Multi-DB makes this rule more important, not less. You now have multiple migration paths (db/migrate, db/community_migrate), multiple writers, and different latency budgets per cluster. The three-step dance for any hot-table change isn’t optional.

# db/community_migrate/0001_add_pinned_to_community_posts.rb
class AddPinnedToCommunityPosts < ActiveRecord::Migration[7.1]
  disable_ddl_transaction!

  def up
    safety_assured do
      add_column :community_posts, :pinned, :boolean, null: true
    end
  end

  def down
    remove_column :community_posts, :pinned
  end
end

# db/community_migrate/0002_backfill_pinned.rb
class BackfillPinned < ActiveRecord::Migration[7.1]
  disable_ddl_transaction!

  def up
    CommunityPost.in_batches(of: 5_000) do |batch|
      batch.where(pinned: nil).update_all(pinned: false)
      sleep 0.1
    end
  end
end

# db/community_migrate/0003_set_pinned_not_null.rb
class SetPinnedNotNull < ActiveRecord::Migration[7.1]
  def up
    change_column_null :community_posts, :pinned, false
  end
end

Three migrations, three deploys. Yes, that’s slower. It’s also why login still works.
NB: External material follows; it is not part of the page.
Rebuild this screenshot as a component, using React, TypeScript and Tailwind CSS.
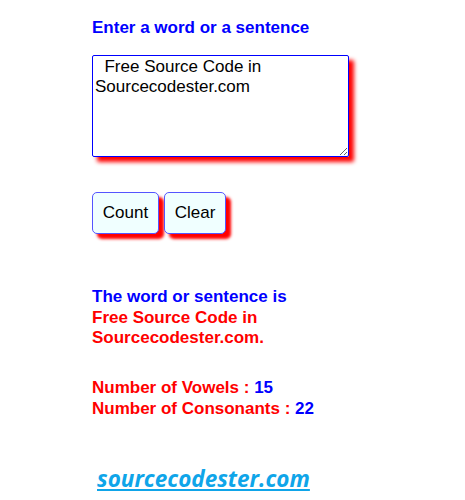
import { useState } from 'react';

const font = { fontFamily: '"Liberation Sans", Arial, sans-serif' };

export default function App() {
  const [text, setText] = useState('  Free Source Code in Sourcecodester.com');
  const [result, setResult] = useState<string | null>('Free Source Code in Sourcecodester.com.');
  const [counts, setCounts] = useState({ vowels: 15, consonants: 22 });

  const count = () => {
    const letters = text.replace(/[^a-z]/gi, '');
    const vowels = letters.replace(/[^aeiou]/gi, '').length;
    setCounts({ vowels, consonants: letters.length - vowels });
    setResult(text.trim() + '.');
  };

  return (
    <div className="min-h-screen bg-white pl-[92px] pt-[17px]" style={font}>
      <h3 className="text-[17px] font-bold leading-[21px] text-[#0000ff]">Enter a word or a sentence</h3>

      <textarea
        value={text}
        onChange={(e) => setText(e.target.value)}
        className="mt-[17px] block h-[102px] w-[257px] rounded-[2px] border border-[#0000ff] px-[2px] py-[1px] text-[17px] leading-[20px] text-black shadow-[5px_5px_4px_#ff0000] outline-none"
        style={font}
      />

      <div className="mt-[35px] flex gap-[5px]">
        <button
          onClick={count}
          className="h-[42px] w-[67px] rounded-[5px] border border-[#5555ff] bg-[#f0ffff] text-[17px] text-black shadow-[5px_5px_3px_#ff0000]"
        >
          Count
        </button>
        <button
          onClick={() => {
            setText('');
            setResult(null);
            setCounts({ vowels: 0, consonants: 0 });
          }}
          className="h-[42px] w-[62px] rounded-[5px] border border-[#5555ff] bg-[#f0ffff] text-[17px] text-black shadow-[5px_5px_3px_#ff0000]"
        >
          Clear
        </button>
      </div>

      <div className="mt-[53px] text-[17px] font-bold leading-[20.5px]">
        <div className="text-[#0000ff]">The word or sentence is</div>
        <div className="w-[210px] text-[#ff0000]">{result}</div>
      </div>

      <div className="mt-[28px] text-[17px] font-bold leading-[21px] text-[#ff0000]">
        <div>
          Number of Vowels : <span className="text-[#0000ff]">{counts.vowels}</span>
        </div>
        <div>
          Number of Consonants : <span className="text-[#0000ff]">{counts.consonants}</span>
        </div>
      </div>

      <div className="mt-[46px] pl-[5px]">
        <a
          href="#"
          className="text-[22.5px] font-bold italic leading-[28px] text-[#0fa5e9] underline"
          style={{ fontFamily: '"Open Sans", sans-serif' }}
        >
          sourcecodester.com
        </a>
      </div>
    </div>
  );
}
To run migrations against a specific database in Rails 7:

bin/rails db:migrate:community
bin/rails db:rollback:community STEP=1

That’s it. The same task runner with a per-DB suffix. The friction is small. The wrong friction is letting any migration touch a hot table without the dance.

Takeaways

Multi-DB is read scaling first, isolation second, sharding distant third. Don’t reach for it for the wrong reason.
The role switch contract lives at the request boundary. Set it once. Don’t toggle inside queries.
Set the database_selector delay against your p99 replica lag, not your p50.
Background jobs don’t get the automatic switcher. Be explicit with connected_to.
Use a sticky-writer cookie for read-after-write flows. Bound it in seconds, not minutes.
Every hot-table migration is a three-step dance. strong_migrations defaults are safer than raw ActiveRecord, not safe.